Monday, March 31, 2008

End of March: more winter in the midst of "warming"

Record-breaking snow this winter season in Caribou, Maine and Canada—and it’s still coming at the dead-end of March!

I guess this empirical evidence in opposition to the evidence normally associated with global warming (e.g., a warm spell) isn’t going to be touted by the alarmists anytime soon, unless of course they use the tactic they’ve used before—everything “record-breaking” or anomalous in the weather is proof of manmade climate change, whether it’s a winter-cold/heat anomaly, a summer-heat/cold anomaly, a flood anomaly, a drought anomaly, or cyclonic storm anomaly.

We’ve always had weather anomalies; that’s why almanacs have been published—to keep a historical record of those strange weather events that HAVE ALWAYS OCCURED. However, let’s not forget what the rest of world went through this winter. The media and propagandists have tried everything they can to hold on to the pipedream of AGW; and they’re not going to give it up (even with the scientific evidence mounting out there), because there’s too much money at stake and too many reputations on the brink.

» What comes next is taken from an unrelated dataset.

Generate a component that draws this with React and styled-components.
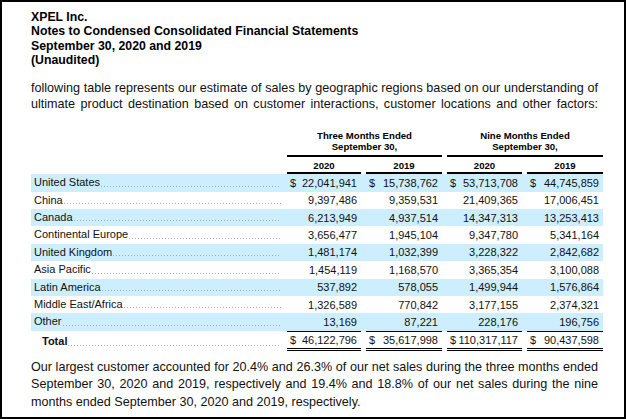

Caribou sets snowfall record:

FORT KENT, Maine — It’s official. The 2007-08 snow season in northern Maine is one for the record books. Just in time for the start of spring.

The old record of 181.1 inches of snow recorded in Caribou, set in 1955, was shattered by noontime Friday when the National Weather Service in Caribou recorded 182.5 inches of snow since the start of the season.

Tons of Snow Test a Place Where Cold Is No Stranger - New York Times:
OTTAWA — People here are divided between those longing for a few more inches of snow to set a record and others who think the 14 feet that has already landed, and mostly lingered, is more than enough.

No one needs to ask Luc Guertin his view. His front yard on a suburban street here features his personal monument to eastern Canada’s unusually prolonged, relentless and snowy winter. A snow wall, about 18 ½ feet high, 6 to 10 feet wide and 30 feet long, rises along one edge of the driveway. Standing next to a flagpole at the top, a balaclava-clad mannequin holds a snow shovel aloft in “Rocky”-style triumph. A sign, decorated with fuzzy chickens, offers outdated Easter greetings to the steady stream of sightseers who make their way to Toulouse Crescent.